Asy-Syakur (الشكور) - Yang Maha Mensyukuri
Sungguh menakjubkan, Allah Yang Maha Kaya menamai Diri-Nya Asy-Syakur, Yang Maha Mensyukuri atau Membalas Kebaikan. Dia membalas amalan kecil dari hamba-Nya dengan pahala yang berlipat ganda. Sebuah sedekah yang ikhlas dibalas 700 kali lipat atau lebih. Sebuah niat baik saja sudah dicatat sebagai satu kebaikan. Sifat ini menunjukkan betapa pemurahnya Allah. Merenungi nama Asy-Syakur mendorong kita untuk tidak pernah meremehkan perbuatan baik sekecil apapun. Ia juga mengajari kita untuk menjadi hamba yang pandai bersyukur. Jika Allah saja "bersyukur" atas amalan kita, betapa tidak pantasnya kita sebagai hamba jika kufur terhadap nikmat-nikmat-Nya yang tak terhitung jumlahnya.
Adab dan Manfaat Mengamalkan Wirid Asmaul Husna
Untuk mendapatkan manfaat maksimal dari amalan Asmaul Husna, para ulama mengajarkan beberapa adab yang perlu diperhatikan. Ini adalah cerminan dari kesungguhan dan penghormatan kita kepada Allah SWT.
- Niat yang Ikhlas: Mengamalkannya semata-mata untuk mendekatkan diri kepada Allah, bukan untuk tujuan duniawi semata.
- Suci dari Hadats: Berada dalam keadaan berwudhu, karena dzikir adalah bentuk ibadah dan munajat.
- Menghadap Kiblat: Jika memungkinkan, duduk menghadap kiblat akan menambah kekhusyu'an.
- Hudhurul Qalb (Hadirnya Hati): Berusaha fokus dan menghadirkan hati saat berdzikir. Lisan menyebut nama-Nya, akal merenungi maknanya, dan hati merasakan keagungan-Nya.

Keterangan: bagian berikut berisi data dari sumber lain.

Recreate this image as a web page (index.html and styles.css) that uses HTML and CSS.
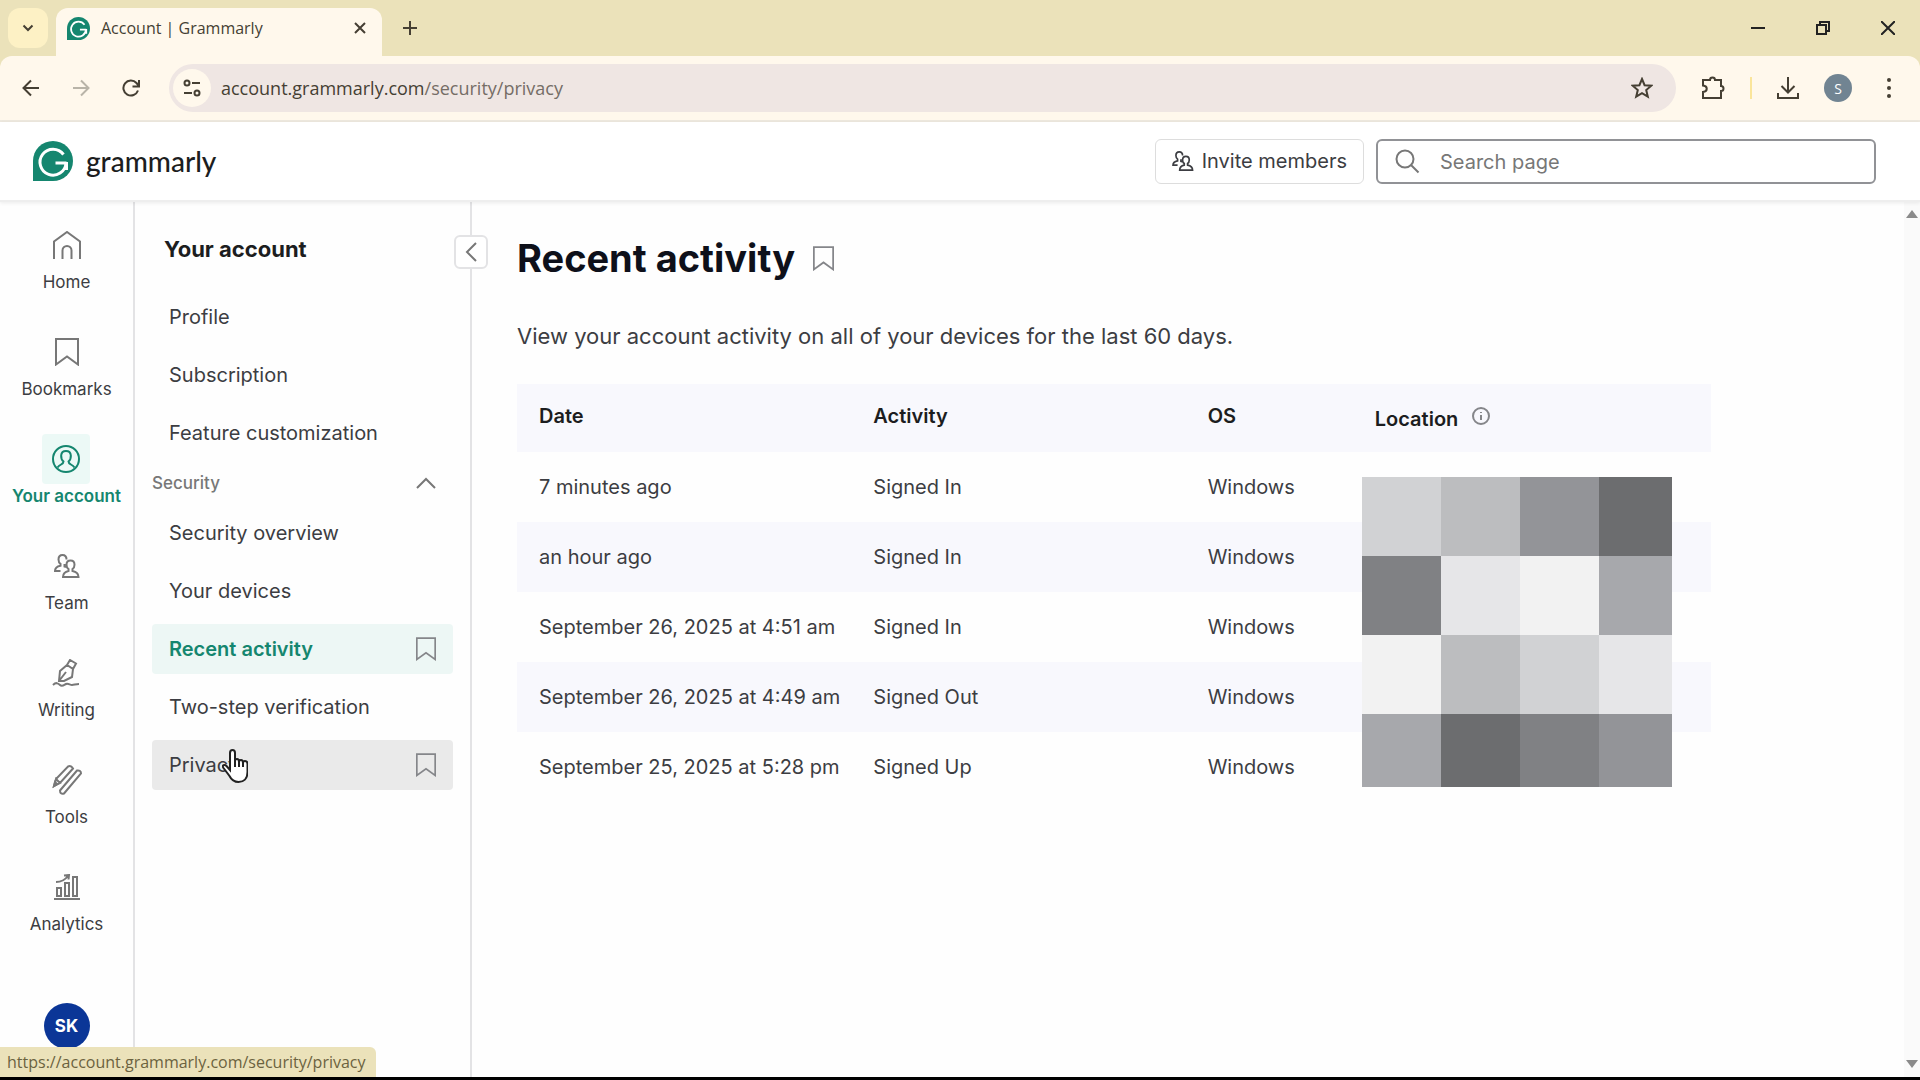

- Istiqamah: Mengamalkannya secara rutin dan konsisten, meskipun dalam jumlah yang sedikit. Konsistensi lebih dicintai Allah daripada amalan banyak yang hanya bersifat musiman.
Manfaat yang akan diraih oleh pengamal Asmaul Husna sangatlah luas, mencakup aspek spiritual dan duniawi. Secara spiritual, ia akan meningkatkan kualitas iman dan taqwa, menumbuhkan rasa cinta dan takut kepada Allah, memberikan ketenangan jiwa yang luar biasa, dan membuka pintu-pintu pemahaman ilmu (futuhat). Secara lahiriah, dengan izin Allah, dzikir Asmaul Husna dapat menjadi wasilah untuk dimudahkannya segala urusan, dilapangkannya rezeki, dijaga dari segala marabahaya, dan dikabulkannya hajat-hajat yang baik.
Kesimpulan: Mengetuk Pintu Langit dengan Kunci Asmaul Husna
Amalan Asmaul Husna yang diajarkan oleh para ulama pewaris nabi seperti Al-Habib Umar bin Hafidz adalah sebuah wasiat agung. Ia adalah peta jalan ruhani untuk kembali kepada Allah SWT. Dengan menyeru nama-nama-Nya yang indah, kita sejatinya sedang berusaha untuk menyelaraskan frekuensi jiwa kita dengan sifat-sifat kesempurnaan-Nya.
Perjalanan ini bukan sekadar melafalkan 99 nama, tetapi sebuah proses transformasi diri seumur hidup. Setiap nama adalah obat bagi penyakit hati, cahaya bagi kegelapan jiwa, dan kekuatan bagi kelemahan diri. Mari kita memulai perjalanan ini dengan bimbingan para ulama, menyambungkan hati kita pada rantai emas keberkahan, dan mengetuk pintu rahmat-Nya dengan kunci terindah yang telah Dia anugerahkan kepada kita: Al-Asmaul Husna. Semoga kita semua tergolong hamba-hamba-Nya yang senantiasa basah lisannya karena berdzikir, terang hatinya karena merenungi Asma-Nya, dan indah akhlaknya karena meneladani sifat-sifat-Nya.